--- begin ---
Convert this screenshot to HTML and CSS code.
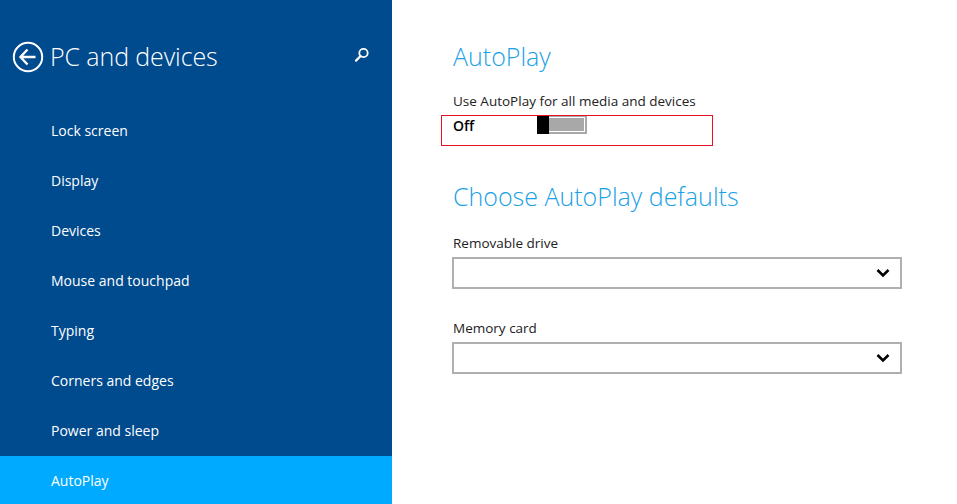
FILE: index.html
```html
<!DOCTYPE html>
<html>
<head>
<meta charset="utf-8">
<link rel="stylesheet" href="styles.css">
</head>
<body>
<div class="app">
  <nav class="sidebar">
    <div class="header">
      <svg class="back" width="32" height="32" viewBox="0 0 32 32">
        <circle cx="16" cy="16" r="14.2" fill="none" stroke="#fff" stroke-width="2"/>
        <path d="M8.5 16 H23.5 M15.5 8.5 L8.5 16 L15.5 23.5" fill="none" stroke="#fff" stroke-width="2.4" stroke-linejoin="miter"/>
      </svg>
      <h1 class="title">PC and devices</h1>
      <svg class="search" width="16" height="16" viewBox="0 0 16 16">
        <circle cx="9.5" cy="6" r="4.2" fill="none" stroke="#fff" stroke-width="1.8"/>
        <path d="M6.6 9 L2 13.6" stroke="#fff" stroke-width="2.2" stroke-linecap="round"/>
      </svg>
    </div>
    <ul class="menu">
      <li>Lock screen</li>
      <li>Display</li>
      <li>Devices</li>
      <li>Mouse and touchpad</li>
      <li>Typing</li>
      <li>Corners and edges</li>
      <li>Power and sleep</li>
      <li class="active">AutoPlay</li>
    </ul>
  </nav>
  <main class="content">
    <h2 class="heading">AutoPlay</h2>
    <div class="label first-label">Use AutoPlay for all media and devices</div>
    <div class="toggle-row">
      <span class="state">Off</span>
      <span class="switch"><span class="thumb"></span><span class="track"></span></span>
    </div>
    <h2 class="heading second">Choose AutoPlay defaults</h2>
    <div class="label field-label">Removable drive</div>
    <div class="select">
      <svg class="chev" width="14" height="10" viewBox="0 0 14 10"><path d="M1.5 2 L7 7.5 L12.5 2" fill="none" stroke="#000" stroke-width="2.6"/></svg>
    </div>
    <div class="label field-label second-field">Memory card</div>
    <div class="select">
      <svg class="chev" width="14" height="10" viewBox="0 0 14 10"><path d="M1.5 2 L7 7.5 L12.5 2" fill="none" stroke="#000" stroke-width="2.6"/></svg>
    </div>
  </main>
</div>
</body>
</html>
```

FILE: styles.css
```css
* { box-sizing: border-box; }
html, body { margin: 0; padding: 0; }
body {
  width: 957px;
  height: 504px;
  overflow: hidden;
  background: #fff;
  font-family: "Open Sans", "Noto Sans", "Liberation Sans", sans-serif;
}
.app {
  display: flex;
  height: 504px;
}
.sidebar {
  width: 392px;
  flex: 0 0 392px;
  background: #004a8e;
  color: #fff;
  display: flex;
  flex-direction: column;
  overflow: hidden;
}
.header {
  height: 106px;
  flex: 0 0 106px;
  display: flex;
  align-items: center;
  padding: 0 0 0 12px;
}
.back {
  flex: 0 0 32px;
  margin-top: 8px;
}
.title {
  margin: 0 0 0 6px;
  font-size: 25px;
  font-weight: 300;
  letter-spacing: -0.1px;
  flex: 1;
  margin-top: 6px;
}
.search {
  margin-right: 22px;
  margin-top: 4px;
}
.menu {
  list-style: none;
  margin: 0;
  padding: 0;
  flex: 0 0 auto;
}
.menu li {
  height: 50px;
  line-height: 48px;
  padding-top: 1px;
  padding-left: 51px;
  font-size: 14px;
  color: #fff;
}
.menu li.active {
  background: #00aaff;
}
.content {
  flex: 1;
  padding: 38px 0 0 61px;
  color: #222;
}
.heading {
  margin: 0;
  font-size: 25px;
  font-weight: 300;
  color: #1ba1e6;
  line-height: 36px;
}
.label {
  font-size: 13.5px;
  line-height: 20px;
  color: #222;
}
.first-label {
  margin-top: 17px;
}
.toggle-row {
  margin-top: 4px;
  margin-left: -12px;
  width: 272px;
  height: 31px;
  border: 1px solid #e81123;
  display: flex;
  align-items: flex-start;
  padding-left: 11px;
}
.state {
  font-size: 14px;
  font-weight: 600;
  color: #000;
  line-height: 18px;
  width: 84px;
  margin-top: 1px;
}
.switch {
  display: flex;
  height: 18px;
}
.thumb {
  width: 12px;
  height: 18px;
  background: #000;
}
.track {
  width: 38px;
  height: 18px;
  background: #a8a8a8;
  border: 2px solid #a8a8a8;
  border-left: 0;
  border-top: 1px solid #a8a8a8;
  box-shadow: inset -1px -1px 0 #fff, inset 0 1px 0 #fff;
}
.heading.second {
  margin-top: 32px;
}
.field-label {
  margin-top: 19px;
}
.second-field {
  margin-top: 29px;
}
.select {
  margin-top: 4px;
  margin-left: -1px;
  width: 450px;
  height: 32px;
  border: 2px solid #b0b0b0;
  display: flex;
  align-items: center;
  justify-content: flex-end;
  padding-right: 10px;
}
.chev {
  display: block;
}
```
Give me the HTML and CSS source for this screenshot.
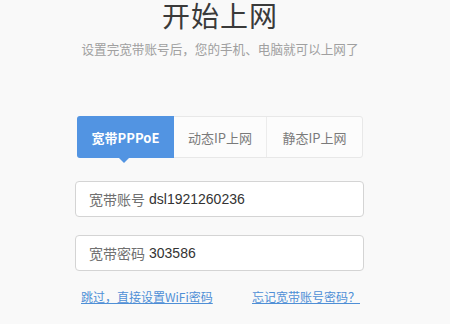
--- end ---
__Description of the task__: Repeat the listing in full and exactly. Leave any pictures out.

__Response__:
Convert this screenshot to HTML and CSS code.
FILE: index.html
```html
<!DOCTYPE html>
<html>
<head>
<meta charset="utf-8">
<link rel="stylesheet" href="styles.css">
</head>
<body>
<div class="app">
  <nav class="sidebar">
    <div class="header">
      <svg class="back" width="32" height="32" viewBox="0 0 32 32">
        <circle cx="16" cy="16" r="14.2" fill="none" stroke="#fff" stroke-width="2"/>
        <path d="M8.5 16 H23.5 M15.5 8.5 L8.5 16 L15.5 23.5" fill="none" stroke="#fff" stroke-width="2.4" stroke-linejoin="miter"/>
      </svg>
      <h1 class="title">PC and devices</h1>
      <svg class="search" width="16" height="16" viewBox="0 0 16 16">
        <circle cx="9.5" cy="6" r="4.2" fill="none" stroke="#fff" stroke-width="1.8"/>
        <path d="M6.6 9 L2 13.6" stroke="#fff" stroke-width="2.2" stroke-linecap="round"/>
      </svg>
    </div>
    <ul class="menu">
      <li>Lock screen</li>
      <li>Display</li>
      <li>Devices</li>
      <li>Mouse and touchpad</li>
      <li>Typing</li>
      <li>Corners and edges</li>
      <li>Power and sleep</li>
      <li class="active">AutoPlay</li>
    </ul>
  </nav>
  <main class="content">
    <h2 class="heading">AutoPlay</h2>
    <div class="label first-label">Use AutoPlay for all media and devices</div>
    <div class="toggle-row">
      <span class="state">Off</span>
      <span class="switch"><span class="thumb"></span><span class="track"></span></span>
    </div>
    <h2 class="heading second">Choose AutoPlay defaults</h2>
    <div class="label field-label">Removable drive</div>
    <div class="select">
      <svg class="chev" width="14" height="10" viewBox="0 0 14 10"><path d="M1.5 2 L7 7.5 L12.5 2" fill="none" stroke="#000" stroke-width="2.6"/></svg>
    </div>
    <div class="label field-label second-field">Memory card</div>
    <div class="select">
      <svg class="chev" width="14" height="10" viewBox="0 0 14 10"><path d="M1.5 2 L7 7.5 L12.5 2" fill="none" stroke="#000" stroke-width="2.6"/></svg>
    </div>
  </main>
</div>
</body>
</html>
```

FILE: styles.css
```css
* { box-sizing: border-box; }
html, body { margin: 0; padding: 0; }
body {
  width: 957px;
  height: 504px;
  overflow: hidden;
  background: #fff;
  font-family: "Open Sans", "Noto Sans", "Liberation Sans", sans-serif;
}
.app {
  display: flex;
  height: 504px;
}
.sidebar {
  width: 392px;
  flex: 0 0 392px;
  background: #004a8e;
  color: #fff;
  display: flex;
  flex-direction: column;
  overflow: hidden;
}
.header {
  height: 106px;
  flex: 0 0 106px;
  display: flex;
  align-items: center;
  padding: 0 0 0 12px;
}
.back {
  flex: 0 0 32px;
  margin-top: 8px;
}
.title {
  margin: 0 0 0 6px;
  font-size: 25px;
  font-weight: 300;
  letter-spacing: -0.1px;
  flex: 1;
  margin-top: 6px;
}
.search {
  margin-right: 22px;
  margin-top: 4px;
}
.menu {
  list-style: none;
  margin: 0;
  padding: 0;
  flex: 0 0 auto;
}
.menu li {
  height: 50px;
  line-height: 48px;
  padding-top: 1px;
  padding-left: 51px;
  font-size: 14px;
  color: #fff;
}
.menu li.active {
  background: #00aaff;
}
.content {
  flex: 1;
  padding: 38px 0 0 61px;
  color: #222;
}
.heading {
  margin: 0;
  font-size: 25px;
  font-weight: 300;
  color: #1ba1e6;
  line-height: 36px;
}
.label {
  font-size: 13.5px;
  line-height: 20px;
  color: #222;
}
.first-label {
  margin-top: 17px;
}
.toggle-row {
  margin-top: 4px;
  margin-left: -12px;
  width: 272px;
  height: 31px;
  border: 1px solid #e81123;
  display: flex;
  align-items: flex-start;
  padding-left: 11px;
}
.state {
  font-size: 14px;
  font-weight: 600;
  color: #000;
  line-height: 18px;
  width: 84px;
  margin-top: 1px;
}
.switch {
  display: flex;
  height: 18px;
}
.thumb {
  width: 12px;
  height: 18px;
  background: #000;
}
.track {
  width: 38px;
  height: 18px;
  background: #a8a8a8;
  border: 2px solid #a8a8a8;
  border-left: 0;
  border-top: 1px solid #a8a8a8;
  box-shadow: inset -1px -1px 0 #fff, inset 0 1px 0 #fff;
}
.heading.second {
  margin-top: 32px;
}
.field-label {
  margin-top: 19px;
}
.second-field {
  margin-top: 29px;
}
.select {
  margin-top: 4px;
  margin-left: -1px;
  width: 450px;
  height: 32px;
  border: 2px solid #b0b0b0;
  display: flex;
  align-items: center;
  justify-content: flex-end;
  padding-right: 10px;
}
.chev {
  display: block;
}
```
Give me the HTML and CSS source for this screenshot.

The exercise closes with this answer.